Vorab allgemein: An dem landgerichtlichen Urteil stimmt hinsichtlich der Strafzumessung nichts: Das OLG moniert „eine Vielzahl von gravierenden Rechtsfehlern“, darunter bereits eine falsche Strafrahmenwahl durch das LG, soweit das Vorliegen eines minder schwerer Falls i.S.d. § 177 Abs. 5 StGB a.F. verneint worden ist. Darüber hinaus stellt es u.a. mehrere Verstöße gegen das Doppelverwertungsverbot des § 46 Abs. 3 StGB fest und die Bewährungsentscheidung (§ 56 StGB) wird auch beanstandet.

Der sprichtwörtliche Draht springt einem aber aus der Mütze, wenn man diese harschen Worte des OLG liest:

„d) Soweit das Landgericht strafschärfend wertet, dass es sich bei den Tatopfern um Frauen handelt, die gegenüber anderen Kolleginnen, die der Angeklagte nur mit „anzüglichen Bemerkungen“ verbal „belästigt“ hatte, weniger „attraktiv“ waren, liegt ein weiterer ebenso grober wie evidenter Rechtsfehler vor.

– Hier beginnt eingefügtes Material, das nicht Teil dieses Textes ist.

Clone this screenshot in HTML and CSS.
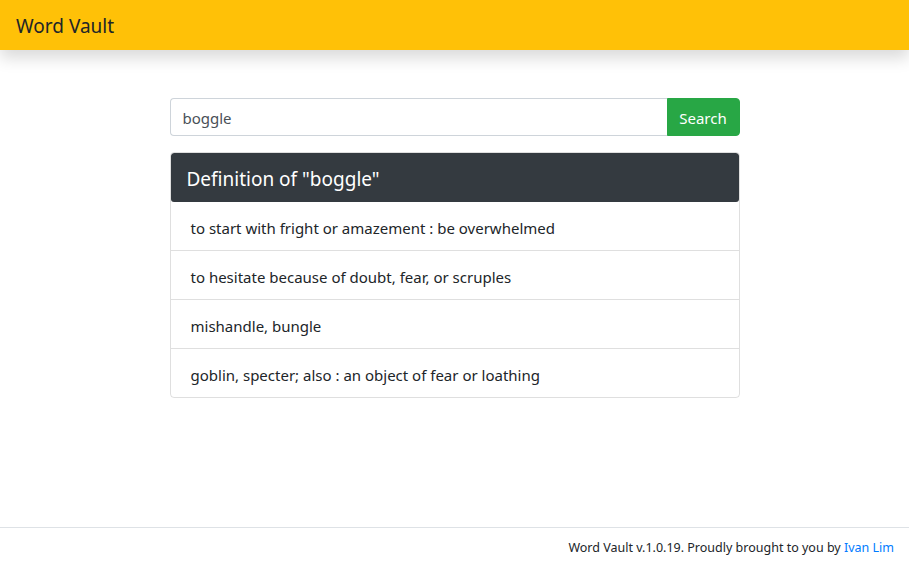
FILE: index.html
```html
<!DOCTYPE html>
<html>
<head>
<meta charset="utf-8">
<title>Word Vault</title>
<link rel="stylesheet" href="styles.css">
</head>
<body>
<div class="page">
  <nav class="navbar"><span class="brand">Word Vault</span></nav>
  <main class="main">
    <div class="content">
      <form class="search">
        <input class="search-input" type="text" value="boggle">
        <button class="search-btn" type="button">Search</button>
      </form>
      <div class="card">
        <div class="card-header">Definition of "boggle"</div>
        <ul class="list">
          <li class="item">to start with fright or amazement : be overwhelmed</li>
          <li class="item">to hesitate because of doubt, fear, or scruples</li>
          <li class="item">mishandle, bungle</li>
          <li class="item">goblin, specter; also : an object of fear or loathing</li>
        </ul>
      </div>
    </div>
  </main>
  <footer class="footer">Word Vault v.1.0.19. Proudly brought to you by <a class="link" href="#">Ivan Lim</a></footer>
</div>
</body>
</html>
```
FILE: styles.css
```css
* { box-sizing: border-box; }
html, body { margin: 0; padding: 0; height: 100%; }
body {
  font-family: "Noto Sans", "Open Sans", sans-serif;
  font-size: 15px;
  line-height: 1.5;
  color: #212529;
  background: #fff;
}
.page { display: flex; flex-direction: column; height: 100%; }
.navbar {
  height: 50px;
  background: #ffc107;
  display: flex;
  align-items: center;
  padding: 2px 16px 0;
  box-shadow: 0 8px 16px rgba(0,0,0,.15);
  position: relative;
  z-index: 1;
}
.brand { font-size: 19px; color: #212529; line-height: 30px; }
.main { flex: 1; display: flex; justify-content: center; padding-top: 48px; }
.content { width: 570px; }
.search { display: flex; margin: 0 0 16px; }
.search-input {
  flex: 1;
  height: 38px;
  border: 1px solid #ced4da;
  border-right: none;
  border-radius: 4px 0 0 4px;
  padding: 7px 12px 5px;
  font-family: inherit;
  font-size: 15px;
  color: #495057;
  outline: none;
}
.search-btn {
  width: 73px;
  height: 38px;
  border: 1px solid #28a745;
  background: #28a745;
  color: #fff;
  border-radius: 0 4px 4px 0;
  font-family: inherit;
  font-size: 15px;
  padding: 2px 0 0;
}
.card { border: 1px solid rgba(0,0,0,.125); border-radius: 4px; overflow: hidden; }
.card-header {
  background: #343a40;
  color: #fff;
  font-size: 19px;
  line-height: 30px;
  padding: 11px 16px 8px;
  border-radius: 3px;
}
.list { list-style: none; margin: 0; padding: 0; }
.item {
  padding: 14px 20px 10px 20px;
  line-height: 24px;
  border-top: 1px solid rgba(0,0,0,.125);
}
.item:first-child { border-top: none; }
.footer {
  border-top: 1px solid #dee2e6;
  height: 37px;
  padding: 9px 15px 0;
  text-align: right;
  font-size: 12.5px;
  line-height: 21px;
}
.link { color: #007bff; text-decoration: none; }
```
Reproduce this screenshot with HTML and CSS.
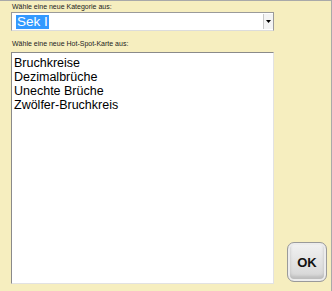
FILE: index.html
```html
<!DOCTYPE html>
<html lang="de">

<head>
    <meta charset="UTF-8">
    <meta name="viewport" content="width=device-width, initial-scale=1.0">
    <title>Hot-Spot-Karte</title>
    <link rel="stylesheet" href="styles.css">
</head>

<body>
    <div class="panel">
        <div class="main">
            <div class="cap">Wähle eine neue Kategorie aus:</div>
            <div class="combo">
                <span class="combo-text">Sek I</span>
                <span class="combo-btn">
                    <svg width="5" height="3" viewBox="0 0 5 3"><path d="M0 0H5L2.5 3Z" fill="#000"/></svg>
                </span>
            </div>

            <div class="cap cap2">Wähle eine neue Hot-Spot-Karte aus:</div>
            <ul class="list">
                <li>Bruchkreise</li>
                <li>Dezimalbrüche</li>
                <li>Unechte Brüche</li>
                <li>Zwölfer-Bruchkreis</li>
            </ul>
        </div>

        <div class="side">
            <button class="ok" type="button">OK</button>
        </div>
    </div>
</body>

</html>
```

FILE: styles.css
```css
body {
    margin: 0;
    font-family: "Liberation Sans", Arial, sans-serif;
}

.panel {
    width: 331px;
    height: 290px;
    background-color: #f6eebf;
    border-top: 1px solid #a9a9a9;
    border-right: 1px solid #a9a9a9;
    display: flex;
}

.main {
    width: 263px;
    margin-left: 11px;
    padding-top: 2px;
    display: flex;
    flex-direction: column;
}

.cap {
    font-size: 7px;
    line-height: 8px;
    color: #222;
    padding-left: 1px;
}

.cap2 {
    margin-top: 9px;
}

.combo {
    margin-top: 1px;
    height: 17px;
    background: #fff;
    border-top: 1px solid #9a9a9a;
    border-left: 1px solid #9a9a9a;
    border-right: 1px solid #9a9a9a;
    border-bottom: 1px solid #dcdcdc;
    display: flex;
    align-items: center;
    justify-content: space-between;
}

.combo-text {
    margin-left: 4px;
    padding: 0 1px;
    font-size: 13.5px;
    line-height: 14px;
    background: #3399ff;
    color: #fff;
}

.combo-btn {
    width: 9px;
    height: 15px;
    margin-right: 0;
    border-left: 1px solid #c8c8c8;
    background: #f4f4f4;
    display: flex;
    align-items: center;
    justify-content: center;
}

.list {
    list-style: none;
    margin: 4px 0 0;
    padding: 3px 2px;
    height: 224px;
    background: #fff;
    border-top: 1px solid #8a8a8a;
    border-left: 1px solid #8a8a8a;
    border-right: 1px solid #e2e2e2;
    border-bottom: 1px solid #e2e2e2;
    font-size: 12.5px;
    line-height: 14px;
    color: #000;
}

.side {
    flex: 1;
    display: flex;
    align-items: flex-end;
    padding: 0 4px 9px 13px;
}

.ok {
    width: 40px;
    height: 40px;
    border: 1px solid #9a9a9a;
    border-radius: 7px;
    background: linear-gradient(#f2f2f2, #d4d4d4);
    box-shadow: inset 0 0 0 2px #ececec, inset 0 -3px 3px 2px #bdbdbd;
    font-family: "Liberation Sans", Arial, sans-serif;
    font-weight: bold;
    font-size: 13px;
    color: #111;
    padding: 0;
    cursor: pointer;
}
```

Es ist schon mit der Würde des Gerichts in keiner Weise in Einklang zu bringen, wenn in einem Urteil höchstpersönliche Wertungen zur Attraktivität von Prozessbeteiligten bzw. Tatopfern angestellt werden. Eine derartige, gegen das jedem Gericht obliegende Sachlichkeitsgebot verstoßende und anmaßende Vorgehensweise, die einer Verhöhnung der Opfer gleichkommt, würde zwar per se den Angeklagten noch nicht beschweren. Das Tatgericht hat aber, ungeachtet der damit offenbarten Distanzlosigkeit, seine persönliche Einschätzung zur (geringeren) Attraktivität der Tatopfer auch noch zum Anlass genommen, hierin einen Strafschärfungsgrund zu erblicken, was unhaltbar ist. Denn es versteht sich von selbst, dass das äußere Erscheinungsbild der Opfer von Sexualstraftaten in keinem Zusammenhang mit den allein für die Strafzumessung maßgeblichen Kriterien des Unrechts und der Schuld des Angeklagten steht.“

Eine doch recht heftige Richterschelte durch das OLG Bamberg, das in meinen Augen mit solchen Dingen immer recht vorsichtig ist. Man muss sich aber auch mal vor Augen halten, wie das LG formuliert hat und was es meint: Bewertet wird, wie attraktiv die Opfer der Taten waren. Dass das falsch ist, liegt auf der Hand (sorry, aber darauf kann man an sich gar nicht kommen. Und offensichtlich frauenfeindlich ist es auch. Schlimmer geht m.E. nimmer.